Balbina Caviró ha recogido recientemente cómo se desarrolló la última de las tres expediciones destacadas a los subterráneos de Santo Domingo. Se produjo el sábado 31 de marzo de 1984, a las tres menos cuarto de la tarde, a petición de la abadesa del convento. Fue organizada por el doctor Sancho San Román y contó con la presencia del canónigo Antonio Cabrera (en calidad de notario eclesiástico), de Andrés Marín, encargado de realizar fotografías y dibujos, de una periodista, de la religiosa sor Inmaculada Calvo y de varios albañiles encargados de instalar un sistema de iluminación provisional y más tarde atajar las humedades. La estancia se prolongó hasta casi las dos de la madrugada. Sancho San Román documentó la operación en dos grabaciones magnetofónicas, que Caviró señaló «de extraordinario interés por su minuciosidad y por la solvencia moral e intelectual de su autor».

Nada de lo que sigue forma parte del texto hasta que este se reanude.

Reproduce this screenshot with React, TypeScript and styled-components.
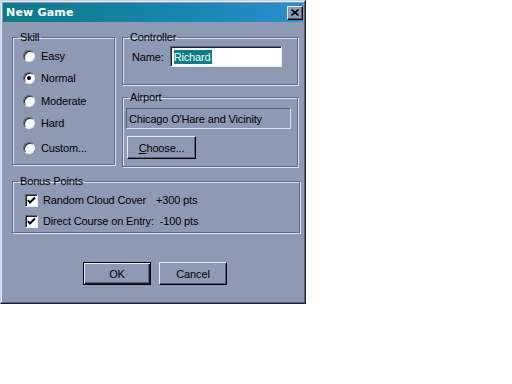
import React, { FC } from 'react';
import styled, { createGlobalStyle } from 'styled-components';

const GlobalStyle = createGlobalStyle`
	html, body {
		margin: 0;
		padding: 0;
		background: #fff;
	}
	body {
		font-family: 'Liberation Sans', Arial, sans-serif;
		font-size: 11px;
		letter-spacing: -0.15px;
	}
`;

const Window = styled.div`
	width: 306px;
	height: 304px;
	box-sizing: border-box;
	background-color: #8e9ab4;
	border: 1px solid #c8d2e6;
	border-right-color: #1c2230;
	border-bottom-color: #1c2230;
	box-shadow: inset -1px -1px 0 #566078, inset 1px 1px 0 #e4ecf8;
	padding: 2px;
	display: flex;
	flex-direction: column;
	color: #000;
`;

const TitleBar = styled.div`
	height: 19px;
	display: flex;
	align-items: center;
	justify-content: space-between;
	padding: 0 0 0 3px;
	background: linear-gradient(90deg, #0c7a86 0%, #1484a8 50%, #2a8ed0 100%);
	color: #fff;
	font-family: 'DejaVu Sans', Verdana, sans-serif;
	font-weight: bold;
	font-size: 11px;
	letter-spacing: 0.2px;
`;

const CloseButton = styled.div`
	width: 16px;
	height: 14px;
	box-sizing: border-box;
	background: #8e9ab4;
	border: 1px solid #e4ecf8;
	border-right-color: #000;
	border-bottom-color: #000;
	box-shadow: inset -1px -1px 0 #566078;
	display: flex;
	align-items: center;
	justify-content: center;
`;

const Body = styled.div`
	flex: 1;
	display: flex;
	flex-direction: column;
	padding: 9px 5px 0 9px;
`;

const TopRow = styled.div`
	display: flex;
	gap: 7px;
	align-items: flex-start;
`;

const RightCol = styled.div`
	display: flex;
	flex-direction: column;
	gap: 6px;
`;

const Group = styled.fieldset<{ $w: number; $h: number }>`
	width: ${(p) => p.$w}px;
	height: ${(p) => p.$h}px;
	box-sizing: border-box;
	margin: 0;
	padding: 0;
	min-width: 0;
	border: 1px solid #5e6a84;
	box-shadow: 1px 1px 0 #dbe4f4, inset 1px 1px 0 #dbe4f4;

	legend {
		padding: 0 2px;
		margin-left: 5px;
		line-height: 12px;
		font-size: 11px;
	}
`;

const RadioList = styled.div`
	display: flex;
	flex-direction: column;
	padding: 5px 0 0 10px;
`;

const RadioRow = styled.div<{ $gap: number }>`
	display: flex;
	align-items: center;
	gap: 6px;
	height: 16px;
	margin-bottom: ${(p) => p.$gap}px;
`;

const RadioDot = styled.span<{ $on?: boolean }>`
	width: 12px;
	height: 12px;
	box-sizing: border-box;
	border-radius: 50%;
	background: #fff;
	border: 1px solid #566078;
	border-right-color: #e4ecf8;
	border-bottom-color: #e4ecf8;
	box-shadow: inset 1px 1px 0 #1c2230;
	display: flex;
	align-items: center;
	justify-content: center;

	&::after {
		content: '';
		width: 4px;
		height: 4px;
		border-radius: 50%;
		background: ${(p) => (p.$on ? '#000' : 'transparent')};
	}
`;

const NameRow = styled.div`
	display: flex;
	align-items: center;
	gap: 6px;
	padding: 3px 0 0 9px;
`;

const TextInput = styled.div`
	width: 112px;
	height: 21px;
	box-sizing: border-box;
	background: #fff;
	border: 1px solid #566078;
	border-right-color: #e4ecf8;
	border-bottom-color: #e4ecf8;
	box-shadow: inset 1px 1px 0 #1c2230;
	display: flex;
	align-items: center;
	padding-left: 3px;

	span {
		background: #0a7c84;
		color: #fff;
		padding: 1px 1px 1px 0;
	}
`;

const ReadOnlyField = styled.div`
	height: 21px;
	box-sizing: border-box;
	margin: 5px 6px 0 3px;
	border: 1px solid #566078;
	border-right-color: #dbe4f4;
	border-bottom-color: #dbe4f4;
	display: flex;
	align-items: center;
	padding-left: 2px;
`;

const Button = styled.div<{ $default?: boolean; $w: number }>`
	width: ${(p) => p.$w}px;
	height: 23px;
	box-sizing: border-box;
	display: flex;
	align-items: center;
	justify-content: center;
	background: #8e9ab4;
	border: 1px solid ${(p) => (p.$default ? '#000' : '#e4ecf8')};
	border-right-color: #000;
	border-bottom-color: #000;
	box-shadow: ${(p) =>
		p.$default
			? 'inset 1px 1px 0 #e4ecf8, inset -1px -1px 0 #1c2230, inset -2px -2px 0 #566078'
			: 'inset -1px -1px 0 #566078'};

	u {
		text-decoration: underline;
	}
`;

const ChooseWrap = styled.div`
	padding: 7px 0 0 4px;
`;

const CheckList = styled.div`
	display: flex;
	flex-direction: column;
	gap: 5px;
	padding: 5px 0 0 12px;
`;

const CheckRow = styled.div`
	display: flex;
	align-items: center;
	gap: 5px;
	height: 16px;
`;

const CheckBox = styled.span`
	width: 13px;
	height: 13px;
	box-sizing: border-box;
	background: #fff;
	border: 1px solid #566078;
	border-right-color: #e4ecf8;
	border-bottom-color: #e4ecf8;
	box-shadow: inset 1px 1px 0 #1c2230;
	display: flex;
	align-items: center;
	justify-content: center;
`;

const Pts = styled.span<{ $x: number }>`
	display: inline-block;
	width: ${(p) => p.$x}px;
`;

const ButtonRow = styled.div`
	display: flex;
	gap: 8px;
	padding: 29px 0 0 71px;
`;

const Check: FC = () => (
	<CheckBox>
		<svg width="9" height="9" viewBox="0 0 9 9">
			<path d="M1 4 L3 6.5 L8 1.5" stroke="#000" strokeWidth="2" fill="none" />
		</svg>
	</CheckBox>
);

const skills = [
	{ label: 'Easy', on: false, gap: 6 },
	{ label: 'Normal', on: true, gap: 7 },
	{ label: 'Moderate', on: false, gap: 6 },
	{ label: 'Hard', on: false, gap: 9 },
	{ label: 'Custom...', on: false, gap: 0 },
];

const App: FC = () => (
	<>
		<GlobalStyle />
		<Window>
			<TitleBar>
				<span>New Game</span>
				<CloseButton>
					<svg width="8" height="7" viewBox="0 0 8 7">
						<path d="M0.5 0.5 L7.5 6.5 M7.5 0.5 L0.5 6.5" stroke="#000" strokeWidth="1.6" />
					</svg>
				</CloseButton>
			</TitleBar>
			<Body>
				<TopRow>
					<Group $w={104} $h={134}>
						<legend>Skill</legend>
						<RadioList>
							{skills.map((s) => (
								<RadioRow key={s.label} $gap={s.gap}>
									<RadioDot $on={s.on} />
									{s.label}
								</RadioRow>
							))}
						</RadioList>
					</Group>
					<RightCol>
						<Group $w={176} $h={54}>
							<legend>Controller</legend>
							<NameRow>
								Name:
								<TextInput>
									<span>Richard</span>
								</TextInput>
							</NameRow>
						</Group>
						<Group $w={176} $h={76}>
							<legend>Airport</legend>
							<ReadOnlyField>Chicago O'Hare and Vicinity</ReadOnlyField>
							<ChooseWrap>
								<Button $w={69}>
									<span>
										<u>C</u>hoose...
									</span>
								</Button>
							</ChooseWrap>
						</Group>
					</RightCol>
				</TopRow>
				<Group $w={288} $h={58} style={{ marginTop: 8 }}>
					<legend>Bonus Points</legend>
					<CheckList>
						<CheckRow>
							<Check />
							<span>
								<Pts $x={113}>Random Cloud Cover</Pts>+300 pts
							</span>
						</CheckRow>
						<CheckRow>
							<Check />
							<span>Direct Course on Entry:&nbsp; -100 pts</span>
						</CheckRow>
					</CheckList>
				</Group>
				<ButtonRow>
					<Button $default $w={68}>OK</Button>
					<Button $w={68}>Cancel</Button>
				</ButtonRow>
			</Body>
		</Window>
	</>
);

export default App;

No aparecieron las botas que habían sido dibujadas por Guerrero Malagón en 1966, aunque sí «restos de una tela con decoración dorada» (que fueron atribuidos a la vestimenta de Alfonsa de los Morales), cuentas de madera de un rosario, clavos y numerosos dientes. También los dos fémures de los que Guerrero Malagón dio fe. Sorprendió el hallazgo de la calavera de un niño «con la fontanela -es decir, el conjunto de tejidos que mantiene unidos los huesos del cráneo- ya cerrada». El pequeño, que no pudo ser identificado a la luz de la documentación sobre la familia del Greco, se consideró hijo de Alfonsa de los Morales y Jorge Manuel. Al día siguiente se produjo una nueva bajada a la cripta, esta vez por parte de la propia Balbina Caviró (acompañada por María Pilar Caviró y Almudena de la Mota, responsables del Inventario Histórico-Artístico de Toledo, y por Paloma Alberti). Tras esta visita, los restos humanos enterrados en la bóveda de los Alcocer fueron ocultados tras un murete por decisión de la comunidad, al tiempo que fueron introducidos en un féretro los dos fémures y el cráneo del niño encontrados en la subdivisión del extremo. Treinta años después de aquella intervención, cabría preguntarse, siguiendo nuevamente a Ana Carmen Lavín, «si dentro de poco volveremos a remover el polvo de la historia o si dejaremos descansar a los muertos en paz».